On Mon, May 30, 2016 at 7:13 AM, Mika Westerberg
<mika.westerb...@linux.intel.com> wrote:
> Hi,
>
> I noticed that when I boot my Lenovo Yoga 900 with v4.7-rc1 I get
> following error from systemd:
>
>   systemd[1]: Failed to apply local time delta, ignoring: Invalid argument
>
> and my system time is left being 180 minutes off.
>
> With following commits reverted it works fine:
>
>   86d3473224b0 time: Introduce do_sys_settimeofday64()

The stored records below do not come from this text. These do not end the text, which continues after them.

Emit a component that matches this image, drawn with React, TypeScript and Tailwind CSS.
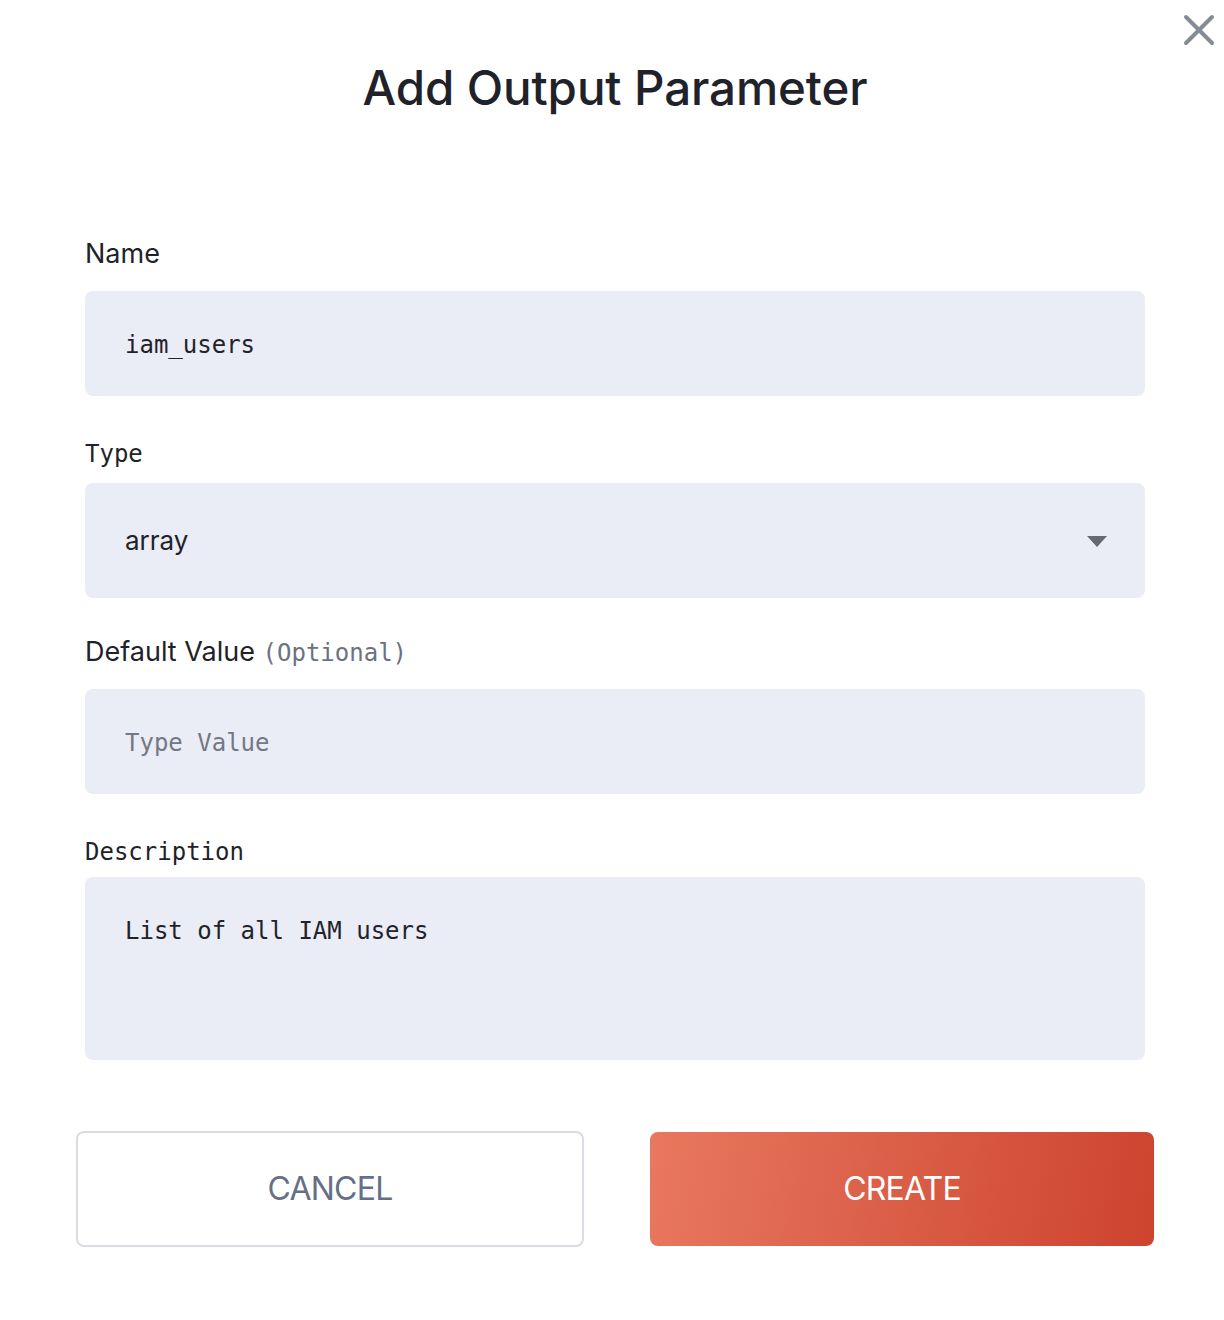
import React, { useState } from 'react';

const mono = "font-['DejaVu_Sans_Mono','Liberation_Mono',monospace]";
const sans = "font-['Inter','Noto_Sans',sans-serif]";

export default function App() {
  const [name, setName] = useState('iam_users');
  const [type, setType] = useState('array');
  const [value, setValue] = useState('');
  const [desc, setDesc] = useState('List of all IAM users');

  return (
    <div className={`relative w-full h-[1320px] bg-white text-[#1f2329] ${sans}`}>
      {/* close */}
      <button className="absolute top-[13px] right-[8px] w-[34px] h-[34px] flex items-center justify-center text-[#858b97]">
        <svg width="32" height="32" viewBox="0 0 32 32" fill="none" stroke="currentColor" strokeWidth="4" strokeLinecap="round">
          <path d="M3 3 L29 29 M29 3 L3 29" />
        </svg>
      </button>

      <h1 className="pt-[60px] pl-[6px] text-center text-[47.5px] leading-[56px] font-medium tracking-[-0.1px]">
        Add Output Parameter
      </h1>

      <div className="ml-[85px] w-[1060px]">
        <label className="block mt-[122px] text-[27px] leading-[32px]">Name</label>
        <input
          value={name}
          onChange={(e) => setName(e.target.value)}
          className={`mt-[21px] w-full h-[105px] rounded-lg bg-[#eaecf6] px-[40px] pt-[3px] text-[24px] outline-none ${mono}`}
        />

        <label className={`block mt-[42px] text-[24px] leading-[32px] ${mono}`}>Type</label>
        <div className="relative mt-[13px] h-[115px] rounded-lg bg-[#eaecf6]">
          <select
            value={type}
            onChange={(e) => setType(e.target.value)}
            className="w-full h-full appearance-none bg-transparent px-[40px] text-[26px] outline-none"
          >
            <option value="string">string</option>
            <option value="number">number</option>
            <option value="boolean">boolean</option>
            <option value="array">array</option>
            <option value="object">object</option>
          </select>
          <svg className="pointer-events-none absolute right-[38px] top-[53px]" width="20" height="11" viewBox="0 0 20 11">
            <path d="M0 0 H20 L10 11 Z" fill="#66696f" />
          </svg>
        </div>

        <label className="block mt-[38px] text-[27px] leading-[32px]">
          Default Value <span className={`text-[24px] text-[#6b7280] ${mono}`}>(Optional)</span>
        </label>
        <input
          value={value}
          onChange={(e) => setValue(e.target.value)}
          placeholder="Type Value"
          className={`mt-[20px] w-full h-[105px] rounded-lg bg-[#eaecf6] px-[40px] pt-[2px] text-[24px] outline-none placeholder:text-[#727884] ${mono}`}
        />

        <label className={`block mt-[42px] text-[24px] leading-[32px] ${mono}`}>Description</label>
        <textarea
          value={desc}
          onChange={(e) => setDesc(e.target.value)}
          className={`block mt-[9px] w-full h-[183px] resize-none rounded-lg bg-[#eaecf6] px-[40px] pt-[38px] text-[24px] leading-[32px] outline-none ${mono}`}
        />
      </div>

      <div className="ml-[76px] w-[1078px] mt-[71px] flex gap-[66px]">
        <button className="flex-1 h-[116px] rounded-lg border-2 border-[#d9dce4] bg-white text-[32px] tracking-[-0.8px] text-[#667085]">
          CANCEL
        </button>
        <button className="flex-1 h-[114px] mt-px rounded-lg bg-[linear-gradient(100deg,#e8785f,#cd432e)] text-[32px] tracking-[-0.8px] text-white">
          CREATE
        </button>
      </div>
    </div>
  );
}
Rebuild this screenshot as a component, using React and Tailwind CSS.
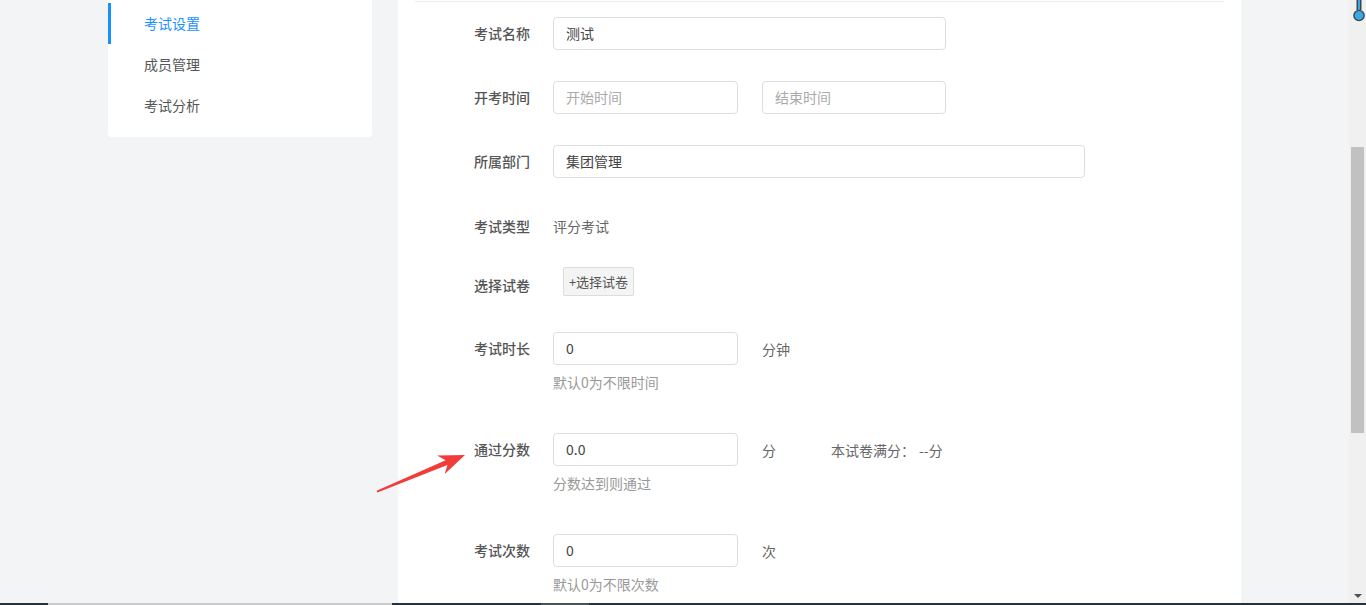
import React from 'react';

const menu = [
  { name: '考试设置', active: true },
  { name: '成员管理' },
  { name: '考试分析' },
];

const Label = ({ children, className = '' }) => (
  <div className={`w-[79px] shrink-0 h-[33px] leading-[33px] text-[14px] font-medium text-[#555] ${className}`}>
    {children}
  </div>
);

const Input = ({ value, placeholder, width }) => (
  <div
    className={`${width} h-[33px] border border-[#dcdee2] rounded-[4px] bg-white pl-[12px] leading-[31px] text-[14px] ${
      value ? 'text-[#444]' : 'text-[#aaa]'
    }`}
  >
    {value || placeholder}
  </div>
);

const Hint = ({ children }) => (
  <div className="mt-[7px] ml-[79px] h-[20px] leading-[20px] text-[14px] text-[#999]">{children}</div>
);

const ExamSettings = () => {
  return (
    <div className="pl-[76px]">
      {/* 考试名称 */}
      <div className="mt-[15px] flex">
        <Label>考试名称</Label>
        <Input value="测试" width="w-[393px]" />
      </div>

      {/* 开考时间 */}
      <div className="mt-[31px] flex">
        <Label>开考时间</Label>
        <Input placeholder="开始时间" width="w-[185px]" />
        <div className="ml-[24px]">
          <Input placeholder="结束时间" width="w-[184px]" />
        </div>
      </div>

      {/* 所属部门 */}
      <div className="mt-[31px] flex">
        <Label>所属部门</Label>
        <Input value="集团管理" width="w-[532px]" />
      </div>

      {/* 考试类型 */}
      <div className="mt-[32px] flex">
        <Label>考试类型</Label>
        <div className="h-[33px] leading-[33px] text-[14px] text-[#666]">评分考试</div>
      </div>

      {/* 选择试卷 */}
      <div className="mt-[24px] flex">
        <Label className="mt-[2px]">选择试卷</Label>
        <button className="ml-[10px] h-[29px] w-[71px] border border-[#dcdcdc] rounded-[2px] bg-[#f4f4f4] text-[13px] text-[#555] leading-[27px]">
          +选择试卷
        </button>
      </div>

      {/* 考试时长 */}
      <div className="mt-[30px]">
        <div className="flex">
          <Label>考试时长</Label>
          <Input value="0" width="w-[185px]" />
          <div className="ml-[24px] h-[33px] leading-[35px] text-[14px] text-[#666]">分钟</div>
        </div>
        <Hint>默认0为不限时间</Hint>
      </div>

      {/* 通过分数 */}
      <div className="mt-[41px]">
        <div className="flex">
          <Label>通过分数</Label>
          <Input value="0.0" width="w-[185px]" />
          <div className="ml-[24px] h-[33px] leading-[35px] text-[14px] text-[#666]">分</div>
          <div className="ml-[55px] h-[33px] leading-[35px] text-[14px] text-[#666]">
            本试卷满分：<span className="ml-[4px]">--分</span>
          </div>
        </div>
        <Hint>分数达到则通过</Hint>
      </div>

      {/* 考试次数 */}
      <div className="mt-[41px]">
        <div className="flex">
          <Label>考试次数</Label>
          <Input value="0" width="w-[185px]" />
          <div className="ml-[24px] h-[33px] leading-[35px] text-[14px] text-[#666]">次</div>
        </div>
        <Hint>默认0为不限次数</Hint>
      </div>
    </div>
  );
};

const App = () => {
  return (
    <div className="relative w-[1366px] h-[605px] overflow-hidden flex flex-col font-['Microsoft_YaHei','Noto_Sans_CJK_SC',sans-serif]">
      <div className="flex flex-1 min-h-0">
        <div className="flex-1 bg-[#f3f4f6] flex pl-[108px]">
          {/* side menu */}
          <div className="w-[264px] self-start bg-white rounded-b-[4px] pt-[3px] pb-[11px]">
            {menu.map((item) => (
              <div
                key={item.name}
                className={`h-[41px] leading-[40px] pl-[33px] text-[14px] border-l-[3px] ${
                  item.active ? 'border-[#1890ff] text-[#1890ff]' : 'border-transparent text-[#555]'
                }`}
              >
                {item.name}
              </div>
            ))}
          </div>

          {/* main panel */}
          <div className="ml-[26px] w-[843px] bg-white">
            <div className="px-[17px] pt-[1px]">
              <div className="h-px bg-[#ececec]" />
            </div>
            <ExamSettings />
          </div>
        </div>

        {/* browser scrollbar */}
        <div className="w-[17px] bg-[#f0f0f0] flex flex-col items-center">
          <div className="mt-[147px] w-[13px] h-[286px] bg-[#c1c1c1]" />
          <div className="flex-1" />
          <div className="mb-[5px] w-0 h-0 border-l-[4px] border-r-[4px] border-t-[4px] border-l-transparent border-r-transparent border-t-[#505050]" />
        </div>
      </div>

      {/* taskbar edge */}
      <div className="h-[2px] flex bg-[#263238]">
        <div className="ml-[48px] w-[344px] bg-[#c9c9c9]" />
        <div className="ml-[149px] w-[48px] bg-[#4a5458]" />
      </div>

      {/* annotation arrow */}
      <svg className="absolute left-0 top-0 pointer-events-none" width="1366" height="605">
        <polygon
          points="376.6,490.8 445.6,460.3 437.1,455.6 465,455 444.7,474.1 447.4,464.9 377.4,492.6"
          fill="#f23b3b"
        />
      </svg>

      {/* tray thermometer */}
      <svg className="absolute left-[1351px] top-0" width="15" height="22" viewBox="0 0 15 22">
        <rect x="5.5" y="-2" width="5" height="12" fill="#3b4653" />
        <rect x="7" y="0" width="2" height="11" fill="#39a9e0" />
        <circle cx="8" cy="15.5" r="5.8" fill="#3b4653" />
        <circle cx="8" cy="15.5" r="4.4" fill="#39a9e0" />
      </svg>
    </div>
  );
};

export default App;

>   457db29bfcfd security: Introduce security_settime64()
>
> and systemd prints:
>
>   systemd[1]: RTC configured in localtime, applying delta of 180 minutes to 
> system time.
>
> From systemd source code it seems to use Linux specific feature to "warp" the
> system clock according the timezone passed in:
>
>   clock_set_timezone() {
>         const struct timeval *tv_null = NULL;
>
>         ...
>
>         /*
>          * If the RTC does not run in UTC but in local time, the very first
>          * call to settimeofday() will set the kernel's timezone and will 
> warp the
>          * system clock, so that it runs in UTC instead of the local time we
>          * have read from the RTC.
>          */
>         if (settimeofday(tv_null, &tz) < 0)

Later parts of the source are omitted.